I’ll let Rawness’ post speak for itself. Go have a look, and also have a look at the reasoning behind the approach if you have the time. In a nutshell, the idea is that this is an instance where Rand’s advice about “refusing the sanction of the victim” applies. The kind of underhanded America-bashing that one encounters so much of in Europe needs your complicity to work, and so by denying to comply (that is, neither getting openly offended, nor allowing the attacker to simply retreat after the sting - as Hank Rearden does in the courtroom scene in Atlas Shrugged) you beat it. In my experience, this is solid advice. Trying to argue the point mysteriously only ends up making you look overly sensitive, but letting it go is even worse, as it guarantees you’ll be treated with condescension by that person from there on out. The only thing you can do is exactly what’s suggested: let it play out for a bit, then start to calmly ask pointed questions. It’s so devastating in its effectiveness that you really have to see it to believe it.

The only thing missing from Rawness’ post - and this is NOT a criticism as I don’t have any bright ideas on this front myself - is an explanation for where the behavior comes from. There’s this stab at it (from the second link):

Passive Aggressors have a weakness that you can exploit. See, they desperately want to engage in confrontation for whatever reason. Maybe they feel powerless in general and have typically felt this way since adolescence and winning conflicts are a major ego boost for them. Maybe they are trapped in middle management hell. Maybe they have unresolved issues about something, and you remind them of those unresolved issues. In some form you are the embodiment of whatever it is they have issues with, be it because of your race, your culture, your personality, your archetype (maybe you remind them of the big jocks that pushed them around in high school, the cool guy that got all the girls they couldn’t, the hot chick that never gave them a time of day growing up, the optimist they always envied).

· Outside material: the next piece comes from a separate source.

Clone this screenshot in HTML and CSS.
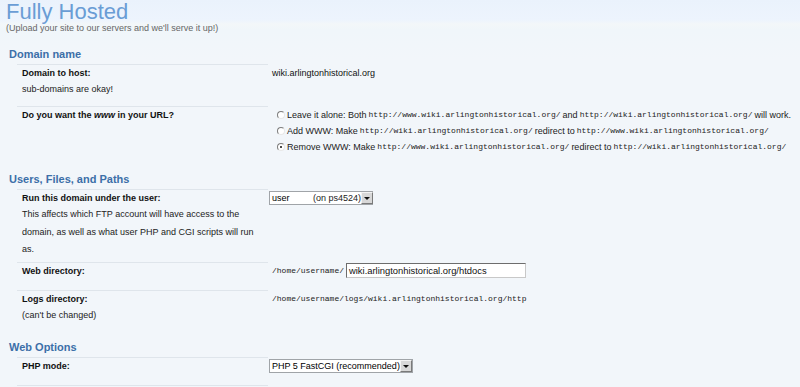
FILE: index.html
```html
<html>

<head>
  <link rel="stylesheet" href="styles.css">
</head>

<body>
  <div class="page">
    <h1 class="page-title">Fully Hosted</h1>
    <div class="page-subtitle">(Upload your site to our servers and we'll serve it up!)</div>

    <div class="section section-first">
      <h2 class="section-title">Domain name</h2>

      <div class="row">
        <div class="row-label">
          <div class="row-label-title">Domain to host:</div>
          <div class="row-label-desc">sub-domains are okay!</div>
        </div>
        <div class="row-value">wiki.arlingtonhistorical.org</div>
      </div>

      <div class="row">
        <div class="row-label">
          <div class="row-label-title">Do you want the <em>www</em> in your URL?</div>
        </div>
        <div class="row-value">
          <label class="radio-option"><span class="radio"></span>Leave it alone: Both <code>http://www.wiki.arlingtonhistorical.org/</code> and <code>http://wiki.arlingtonhistorical.org/</code> will work.</label>
          <label class="radio-option"><span class="radio"></span>Add WWW: Make <code>http://wiki.arlingtonhistorical.org/</code> redirect to <code>http://www.wiki.arlingtonhistorical.org/</code></label>
          <label class="radio-option"><span class="radio radio-checked"></span>Remove WWW: Make <code>http://www.wiki.arlingtonhistorical.org/</code> redirect to <code>http://wiki.arlingtonhistorical.org/</code></label>
        </div>
      </div>
    </div>

    <div class="section">
      <h2 class="section-title">Users, Files, and Paths</h2>

      <div class="row row-long">
        <div class="row-label">
          <div class="row-label-title">Run this domain under the user:</div>
          <div class="row-label-desc row-label-desc-long">This affects which FTP account will have access to the domain, as well as what user PHP and CGI scripts will run as.</div>
        </div>
        <div class="row-value row-value-control">
          <div class="select select-user">
            <span class="select-text"><span class="select-main">user</span><span class="select-extra">(on ps4524)</span></span>
            <span class="select-button"></span>
          </div>
        </div>
      </div>

      <div class="row">
        <div class="row-label">
          <div class="row-label-title">Web directory:</div>
        </div>
        <div class="row-value row-value-control">
          <code>/home/username/</code><span class="text-input">wiki.arlingtonhistorical.org/htdocs</span>
        </div>
      </div>

      <div class="row">
        <div class="row-label">
          <div class="row-label-title">Logs directory:</div>
          <div class="row-label-desc">(can't be changed)</div>
        </div>
        <div class="row-value"><code>/home/username/logs/wiki.arlingtonhistorical.org/http</code></div>
      </div>
    </div>

    <div class="section">
      <h2 class="section-title">Web Options</h2>

      <div class="row">
        <div class="row-label">
          <div class="row-label-title">PHP mode:</div>
        </div>
        <div class="row-value row-value-control">
          <div class="select select-php">
            <span class="select-text">PHP 5 FastCGI (recommended)</span>
            <span class="select-button"></span>
          </div>
        </div>
      </div>

      <div class="row">
        <div class="row-label">
          <div class="row-label-title">&nbsp;</div>
        </div>
        <div class="row-value"></div>
      </div>
    </div>
  </div>
</body>

</html>
```

FILE: styles.css
```css
* {
  margin: 0;
  padding: 0;
  box-sizing: border-box;
}

html,
body {
  height: 100%;
}

body {
  font-family: "Liberation Sans", Arial, sans-serif;
  font-size: 9px;
  color: #111;
  overflow: hidden;
  background: linear-gradient(#eaf2fc 0, #edf4fd 20px, #f3f7f9 24px, #f0f6fa 30px, #f2f6fa 60px);
}

code {
  font-family: "Liberation Mono", "Courier New", monospace;
  font-size: 8px;
  color: #222;
}

.page {
  padding: 1px 6px 0;
}

.page-title {
  font-size: 22px;
  font-weight: normal;
  line-height: 22px;
  color: #6a9dd5;
}

.page-subtitle {
  line-height: 10px;
  color: #666;
}

.section {
  margin-top: 7px;
}

.section-first {
  margin-top: 13px;
}

.section-title {
  margin: 0 0 2px 3px;
  font-size: 11px;
  font-weight: bold;
  line-height: 16px;
  color: #3c6fa8;
}

.row {
  display: grid;
  grid-template-columns: 251px 1fr;
  margin-left: 11px;
}

.row-label {
  border-top: 1px solid #dfe5eb;
  padding: 0 5px 9px;
  line-height: 16px;
}

.row-label-title {
  font-weight: bold;
  color: #111;
}

.row-label-desc {
  color: #222;
}

.row-label-desc-long {
  line-height: 17.5px;
}

.row-long .row-label {
  padding-bottom: 3px;
}

.row-value {
  padding: 1px 0 9px 4px;
  line-height: 16px;
  color: #111;
}

.row-value-control {
  height: 28px;
}

/* radios */

.radio-option {
  display: flex;
  align-items: center;
  height: 16px;
  white-space: nowrap;
  color: #222;
}

.radio-option code {
  margin: 0 2px;
}

.radio {
  flex-shrink: 0;
  position: relative;
  width: 8px;
  height: 8px;
  margin: 0 2px 0 5px;
  border-radius: 50%;
  border: 1px solid;
  border-color: #7d7d7d #e8e8e8 #e8e8e8 #7d7d7d;
  background: #fff;
}

.radio-checked::after {
  content: "";
  position: absolute;
  left: 2px;
  top: 2px;
  width: 2px;
  height: 2px;
  border-radius: 50%;
  background: #111;
}

/* selects */

.select {
  display: inline-flex;
  align-items: center;
  height: 14px;
  margin: 1px 0 0 -3px;
  border: 1px solid #a0a4a8;
  background: #fff;
  vertical-align: top;
}

.select-user {
  width: 104px;
}

.select-php {
  width: 144px;
}

.select-text {
  flex-grow: 1;
  display: flex;
  padding-left: 2px;
  line-height: 12px;
  font-size: 9px;
  color: #000;
  white-space: nowrap;
}

.select-main {
  width: 41px;
}

.select-extra {
  color: #222;
}

.select-button {
  position: relative;
  flex-shrink: 0;
  width: 12px;
  height: 12px;
  border: 1px solid;
  border-color: #f4f4f4 #7a7a7a #7a7a7a #f4f4f4;
  background: #d8d8d8;
}

.select-button::after {
  content: "";
  position: absolute;
  left: 2px;
  top: 4px;
  border-left: 3px solid transparent;
  border-right: 3px solid transparent;
  border-top: 3px solid #111;
}

/* text input */

.text-input {
  display: inline-block;
  vertical-align: top;
  width: 180px;
  height: 15px;
  margin-left: 2px;
  padding: 0 2px;
  border: 1px solid;
  border-color: #6d6d6d #c8c8c8 #c8c8c8 #6d6d6d;
  background: #fff;
  font-size: 9.4px;
  line-height: 13px;
  color: #111;
}
```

For some reason, they have a need for conflict and victory in general, and something about you in particular especially triggers that need for victory.

That’s all true, of course, but what I’ve never been able to understand is what it is about Americans that triggers this need in Europeans? Some of their criticisms are, after all, perfectly accurate, and while I do feel that envy plays some role, I’ve never met anyone doing this who I felt honestly wants to be American. Just saying “it’s envy” is too pop-psych for this; the real motive, whatever it is, is likey to be much more complicated, and I’ve never, not anywhere, run across a satisfying explanation for what it could be.